▶ WORK REQUIRED: Extract the lines from the start through the line that holds "const categories = ['Новинки', 'Салаты', 'Напитки', 'СОБЕРИ", both included, omitting all images.

▶ RAW DATA:
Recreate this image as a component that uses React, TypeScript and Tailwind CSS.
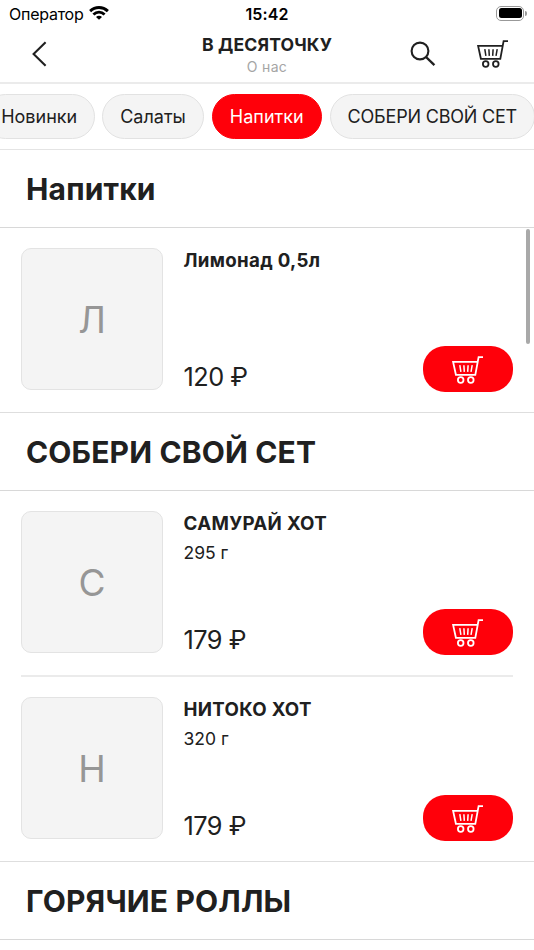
import { clsx } from 'clsx';

type Product = { name: string; weight?: string; price: string };
type Section = { title: string; products: Product[] };

const categories = ['Новинки', 'Салаты', 'Напитки', 'СОБЕРИ СВОЙ СЕТ'];

const sections: Section[] = [
  { title: 'Напитки', products: [{ name: 'Лимонад 0,5л', price: '120 ₽' }] },
  {
    title: 'СОБЕРИ СВОЙ СЕТ',
    products: [
      { name: 'САМУРАЙ ХОТ', weight: '295 г', price: '179 ₽' },
      { name: 'НИТОКО ХОТ', weight: '320 г', price: '179 ₽' },
    ],
  },
  { title: 'ГОРЯЧИЕ РОЛЛЫ', products: [] },
];

function CartIcon({ className }: { className?: string }) {
  return (
    <svg className={className} viewBox="0 0 32 28" fill="none" stroke="currentColor" strokeWidth="1.8">
      <path d="M31 1.2H26.6L23.3 18.8H3.9L1.1 5.9H25.6" />
      <path d="M7.8 9.2L8.9 15.9M11.9 9.2L12.3 15.9M16.1 9.2L15.7 15.9M20.2 9.2L19 15.9" strokeWidth="1.5" />
      <circle cx="8.7" cy="24" r="2.8" />
      <circle cx="18.8" cy="24" r="2.8" />
    </svg>
  );
}

function StatusBar() {
  return (
    <div className="grid h-[28px] grid-cols-3 items-center text-[16px] text-black">
      <div className="flex items-center gap-[6px] pl-[9px]">
        <span className="tracking-[-0.25px]">Оператор</span>
        <svg className="h-[14px] w-5 -translate-y-px" viewBox="0 0 20 14" fill="none" stroke="black" strokeWidth="2.9">
          <path d="M1.1 5.1C6.2.3 13.8.3 18.9 5.1" />
          <path d="M4.4 8.5C7.7 5.5 12.3 5.5 15.6 8.5" />
          <path d="M10 13.8L7 10.9C8.7 9.4 11.3 9.4 13 10.9Z" fill="black" stroke="none" />
        </svg>
      </div>
      <span className="text-center font-semibold tracking-[0.1px]">15:42</span>
      <div className="flex items-center justify-end pr-[7px]">
        <div className="-mt-[2px] h-[15px] w-[28px] rounded-[5px] border border-[#999] p-[1.5px]">
          <div className="h-full rounded-[2.5px] bg-black" />
        </div>
        <div className="-mt-[2px] ml-px h-[5px] w-[2px] rounded-r-full bg-[#999]" />
      </div>
    </div>
  );
}

function Header() {
  return (
    <header className="grid h-[56px] grid-cols-3 border-b-2 border-[#ebebeb]">
      <div className="pt-[13px] pl-[31px]">
        <svg className="h-[26px] w-4" viewBox="0 0 16 26" fill="none" stroke="#202020" strokeWidth="2.1">
          <path d="M14.6 1.2L2.6 13L14.6 24.8" />
        </svg>
      </div>
      <div className="flex flex-col items-center whitespace-nowrap">
        <h1 className="mt-[6px] text-[17.6px] leading-[22px] font-bold tracking-[0.15px]">В ДЕСЯТОЧКУ</h1>
        <span className="mt-[2px] text-[14px] leading-[18px] tracking-[0.3px] text-[#a5a5a5]">О нас</span>
      </div>
      <div className="flex justify-end gap-[41px] pt-[12px] pr-[25px]">
        <svg className="mt-px h-[26px] w-[26px]" viewBox="0 0 26 26" fill="none" stroke="#202020" strokeWidth="2.1">
          <circle cx="10" cy="10" r="8.4" />
          <path d="M16 16L24.4 24.2" strokeWidth="2.4" />
        </svg>
        <CartIcon className="h-7 w-8 text-[#202020]" />
      </div>
    </header>
  );
}

function Categories() {
  return (
    <nav className="flex h-[66px] justify-end gap-2 overflow-hidden border-b-[1.5px] border-[#e4e4e4] pt-[10px]">
      {categories.map((name) => (
        <button
          key={name}
          className={clsx(
            'h-[45px] shrink-0 rounded-full border px-[17px] text-[18px] whitespace-nowrap first:-mr-px last:-mr-px last:tracking-[-0.2px]',
            name === 'Напитки' ? 'border-[#ff000a] bg-[#ff000a] text-white' : 'border-[#e2e2e2] bg-[#f4f4f4]',
          )}
        >
          {name}
        </button>
      ))}
    </nav>
  );
}

function ProductRow({ product, last }: { product: Product; last: boolean }) {
  return (
    <article className={clsx('mx-[21px] flex pt-5', last ? 'h-[184px]' : 'h-[186px] border-b-2 border-[#ebebeb]')}>
      <div className="flex size-[142px] shrink-0 items-center justify-center rounded-[10px] border border-[#e3e3e3] bg-[#f4f4f4] pt-px text-[37px] text-[#969696]">
        {product.name[0]}
      </div>
      <div className="ml-[20.5px] flex h-[145px] flex-1 flex-col pt-px">
        <h3 className="text-[18.7px] leading-[24px] font-bold tracking-[0.32px]">{product.name}</h3>
        {product.weight && <p className="mt-[6px] text-[17.5px] leading-[22px]">{product.weight}</p>}
        <span className="mt-auto text-[25.3px] leading-[32px] tracking-[-0.5px]">{product.price}</span>
      </div>
      <button className="mt-[98px] flex h-[46px] w-[90px] justify-center rounded-[22px] bg-[#ff000a] pt-[10px] text-white">
        <CartIcon className="h-7 w-8" />
      </button>
    </article>
  );
}

export default function App() {
  return (
    <main className="relative h-[950px] w-[534px] overflow-hidden bg-white font-['Inter',sans-serif] text-[#202020]">
      <StatusBar />
      <Header />
      <Categories />
      {sections.map((section) => (
        <section key={section.title}>
          <h2 className="flex h-[78px] items-center border-b border-[#d8d8d8] pt-px pl-[26px] text-[30px] font-bold tracking-[0.15px]">
            {section.title}
          </h2>
          {section.products.length > 0 && (
            <div className="border-b border-[#dedede]">
              {section.products.map((product, i) => (
                <ProductRow key={product.name} product={product} last={i === section.products.length - 1} />
              ))}
            </div>
          )}
        </section>
      ))}
      {/* scroll indicator */}
      <div className="absolute top-[229px] right-1 h-[115px] w-1 rounded-full bg-[#a9a9a9]" />
    </main>
  );
}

▶ COMPLETED EXERCISE:
Recreate this image as a component that uses React, TypeScript and Tailwind CSS.
import { clsx } from 'clsx';

type Product = { name: string; weight?: string; price: string };
type Section = { title: string; products: Product[] };

const categories = ['Новинки', 'Салаты', 'Напитки', 'СОБЕРИ СВОЙ СЕТ'];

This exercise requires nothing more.